1) The Ishtud Bwoy – He can be seen with a pair of sunglasses inside the metro, happily staring at women, who he thinks do not get to know. The reason why these cool dudes wear sunglasses is still unknown since the lighting inside the metro isn’t that bright.

2) Papa I want to become a Pole Dancer kids – These 5-6 year old cute kids are usually seen accompanied by embarrassed parents. They have the ability to entertain the whole coach with their pole dancing skills.

3) The sweaty aunties – The badass of the Metro. They can be found on every reserved seat, and the seat next to it, and the seat next to that. The amount of sweat they produce can even put Rahul Dravid (batting during hot climatic conditions) to shame.

4) The couples – They are usually found on the left hand side door. They forget the world around them and continue to romance until and unless Central Secretariat comes, because they have to move aside as the door unfortunately (for them) opens on the left.

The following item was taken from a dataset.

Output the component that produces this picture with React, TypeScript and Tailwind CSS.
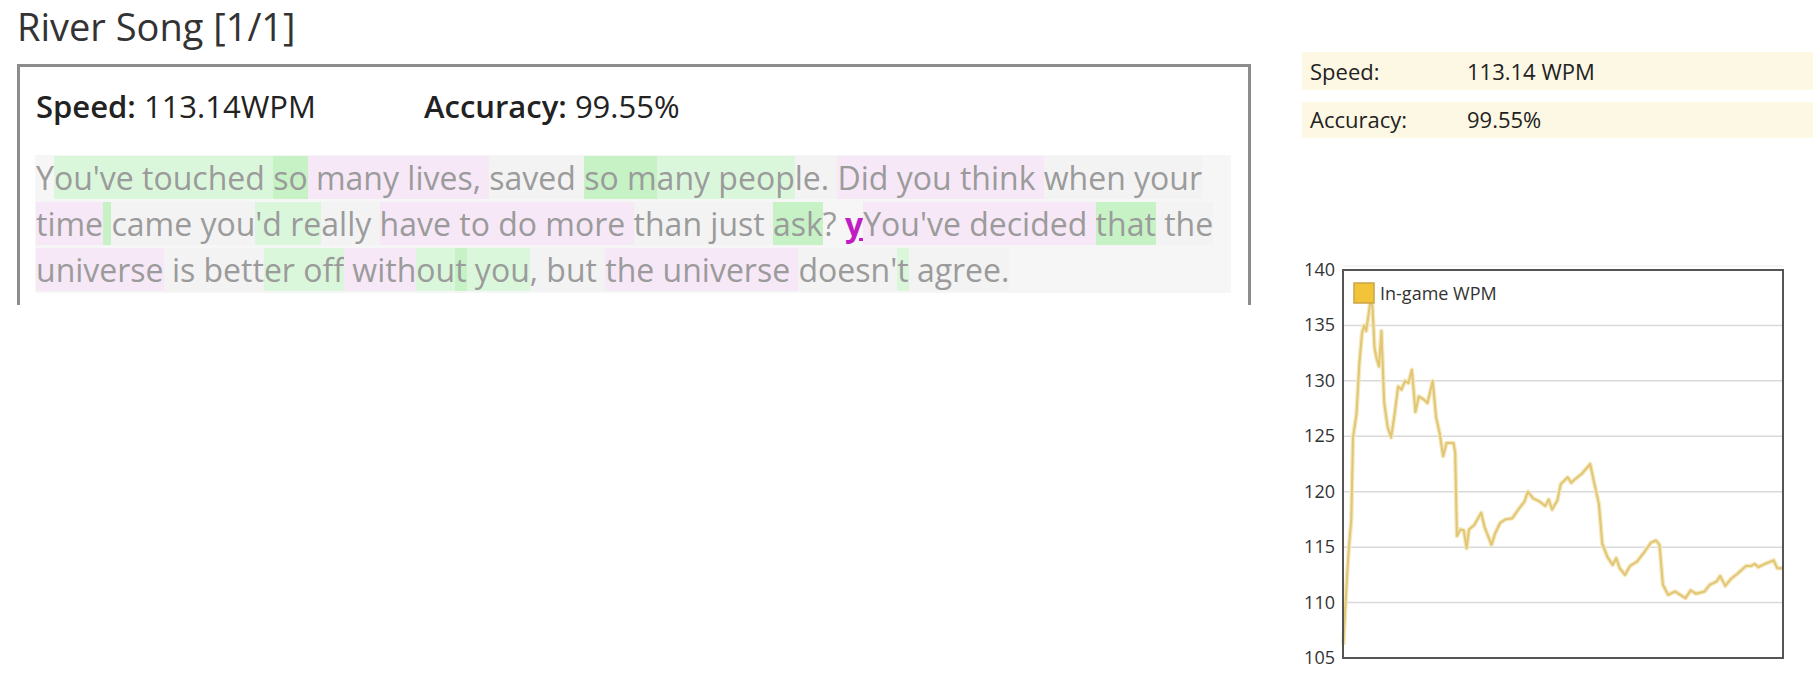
import React from "react";

type Seg = [string, string];

// per-character highlight of the typed passage
const lines: Seg[][] = [
  [
    ["Y", ""],
    ["ou've touched ", "g"],
    ["so", "G"],
    [" many ", "p"],
    ["lives, ", "p"],
    ["saved ", "f"],
    ["so m", "G"],
    ["any peop", "g"],
    ["le. ", "f"],
    ["Did you think ", "p"],
    ["when your", "f"],
  ],
  [
    ["time", "p"],
    [" ", "G"],
    ["came you", "f"],
    ["'d re", "g"],
    ["ally ", "f"],
    ["have to do more ", "p"],
    ["than just ", "f"],
    ["ask", "G"],
    ["? ", ""],
    ["y", "err"],
    ["You've decided ", "p"],
    ["that", "G"],
    [" the", "f"],
  ],
  [
    ["universe", "p"],
    [" is bett", "f"],
    ["er off", "g"],
    [" with", "p"],
    ["ou", "g"],
    ["t", "G"],
    [" you", "g"],
    [", but ", "f"],
    ["the universe ", "p"],
    ["doesn'", "f"],
    ["t", "g"],
    [" agree.", "f"],
  ],
];

const segClass: Record<string, string> = {
  "": "",
  g: "bg-[#dbf7db]",
  G: "bg-[#c6f2c6]",
  p: "bg-[#f7e8f7]",
  f: "bg-[#f3f3f3]",
  err: "text-[#c21dc2] font-bold underline underline-offset-2",
};

// [x in crop px, wpm]
const wpm: [number, number][] = [
  [212, 106.2], [222, 112], [228, 115], [235, 117.5], [240, 124.9], [250, 127], [258, 131.5],
  [266, 134.3], [272, 135], [278, 134.5], [285, 136], [290, 137.2], [296, 136.8], [302, 133],
  [308, 132], [315, 131.3], [322, 134.5], [330, 128], [340, 125.8], [350, 124.9], [360, 127],
  [370, 129.5], [380, 129.2], [390, 130], [400, 129.8], [410, 131], [420, 127.2], [430, 128.6],
  [445, 128.3], [455, 128], [470, 130], [480, 126.7], [490, 125.3], [500, 123.2], [510, 124.4],
  [530, 124.4], [535, 123.5], [540, 116], [550, 116.6], [560, 116.5], [568, 114.9], [575, 116.6],
  [590, 117], [610, 118.1], [620, 116.8], [640, 115.2], [650, 116.2], [665, 117.2], [680, 117.5],
  [700, 117.6], [720, 118.5], [735, 119.1], [745, 120], [760, 119.4], [780, 119.1], [795, 118.7],
  [805, 119.3], [815, 118.4], [830, 119.2], [840, 120.7], [860, 121.3], [870, 120.8], [880, 121.1],
  [900, 121.6], [925, 122.5], [935, 121], [950, 118.9], [960, 115.3], [975, 114.1], [990, 113.4],
  [1000, 114], [1010, 113.1], [1025, 112.5], [1040, 113.3], [1060, 113.7], [1080, 114.5],
  [1100, 115.4], [1115, 115.6], [1125, 115.2], [1135, 111.6], [1150, 110.7], [1170, 111],
  [1185, 110.7], [1200, 110.4], [1215, 111.1], [1230, 110.8], [1255, 111], [1270, 111.6],
  [1290, 111.9], [1300, 112.4], [1315, 111.5], [1330, 112.1], [1350, 112.6], [1375, 113.3],
  [1390, 113.3], [1400, 113.5], [1410, 113.2], [1430, 113.5], [1455, 113.8], [1465, 113.1],
  [1482, 113.1],
];

const PX = 48;
const PY = 20;
const PW = 440;
const PH = 388;

function WpmChart() {
  const ticks = [140, 135, 130, 125, 120, 115, 110, 105];
  const yOf = (v: number) => PY + ((140 - v) * PH) / 35;
  const pts = wpm
    .map(([d, v]) => `${(PX + (d - 211) / 2.888).toFixed(1)},${yOf(v).toFixed(1)}`)
    .join(" ");

  return (
    <svg width="511" height="423" className="block">
      {ticks.map((t) => (
        <g key={t}>
          {t !== 140 && t !== 105 && (
            <line x1={PX} x2={PX + PW} y1={yOf(t)} y2={yOf(t)} stroke="#d9d9d9" strokeWidth="1.5" />
          )}
          <text
            x={40}
            y={yOf(t) + 6}
            textAnchor="end"
            fontSize="18"
            fill="#333"
            fontFamily="'Open Sans', sans-serif"
          >
            {t}
          </text>
        </g>
      ))}
      <line x1={PX} x2={PX + PW} y1={PY - 4} y2={PY - 4} stroke="#eeeeee" strokeWidth="1" />
      <polyline points={pts} fill="none" stroke="#f5e8bd" strokeWidth="4.5" strokeLinejoin="round" />
      <polyline points={pts} fill="none" stroke="#e0c675" strokeWidth="2" strokeLinejoin="round" />
      <rect x={PX} y={PY} width={PW} height={PH} fill="none" stroke="#555" strokeWidth="2" />
      <rect x={59} y={33} width={20} height={20} fill="#f1c43a" stroke="#c9a646" strokeWidth="1.5" />
      <text x={85} y={50} fontSize="18" fill="#333" fontFamily="'Open Sans', sans-serif">
        In-game WPM
      </text>
    </svg>
  );
}

export default function App() {
  return (
    <div className="flex w-[1813px] h-[673px] overflow-hidden bg-white font-['Open_Sans',sans-serif]">
      <div className="w-[1285px] shrink-0 pl-[17px]">
        <h1 className="text-[38px] leading-[52px] text-[#333]">River Song [1/1]</h1>
        <div className="mt-[12px] h-[241px] w-[1234px] border-x-[3px] border-t-[3px] border-[#8c8c8c] pl-[15px]">
          <div className="flex pt-[19px] text-[31px] leading-[40px] text-[#222]">
            <div className="w-[389px] pl-[1px]">
              <span className="font-semibold">Speed:</span> 113.14WPM
            </div>
            <div>
              <span className="font-semibold">Accuracy:</span> 99.55%
            </div>
          </div>
          <div className="mt-[29px] h-[138px] w-[1196px] bg-[#f6f6f6] pl-[1px] text-[32px] leading-[46px] text-[#9b9b9b]">
            {lines.map((line, i) => (
              <div key={i} className="whitespace-pre">
                {line.map(([t, k], j) => (
                  <span key={j} className={segClass[k]}>
                    {t}
                  </span>
                ))}
              </div>
            ))}
          </div>
        </div>
      </div>

      <div className="flex-1 pt-[52px]">
        <div className="ml-[17px] flex flex-col gap-[12px] text-[22px] text-[#222]">
          <div className="flex h-[38px] bg-[#fdf8e4] pl-[8px] pt-[2px] leading-[34px]">
            <span className="w-[157px]">Speed:</span>
            <span>113.14 WPM</span>
          </div>
          <div className="flex h-[36px] bg-[#fdf8e4] pl-[8px] leading-[34px]">
            <span className="w-[157px]">Accuracy:</span>
            <span>99.55%</span>
          </div>
        </div>
        <div className="mt-[112px] ml-[10px]">
          <WpmChart />
        </div>
      </div>
    </div>
  );
}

5) The Jawed Habib guy – He is usually found setting his hair throughout the journey, failing to notice that the powerful AC wind will not let him set his hair in peace.

6) The Thin guy – Because of his great adjusting skills, he’s usually found squeezed between two co-passengers.

7) The Mistaken Opportunist guy – He is usually seen sitting on a reserved seat. He is often told to get up indirectly, i.e. Girl sees “For Ladies Only” then looks at him, then looks again at the notice, only to see that the guy has vacated the place for her even before she looks down.

8) The “Ninni” aa rahi hai girl – She is usually on phone during the whole journey, and continuously lets her phone-wala friend know that she wants to sleep but in vain, since her phone-wala friend simply ignores.

9) I need to reach the high score now Person – He/She is usually seen playing Temple Run/Subway Surfer continuously. I have seen people playing a single game for the whole 45 mins of journey.

10) I need to clear level 67183263 on Candy Crush Saga right now person – He/She ends up clearing level 78345689 by the time he/she has to leave, and has probably sent even more invites to his/her Facebook friends.

11) Stare-Master – He is usually seen sitting/standing exactly between Coach 1 and 2 so that he can stare at the girls inside Coach 1.


12) Main Banunga Anu Malik guy – He is usually seen humming a tune or two proving why he was rejected at Indian Idol auditions.

More to be added soon! Obviously, normal people (the ones reading something, listening to music, or simply sitting) have been ignored for this article.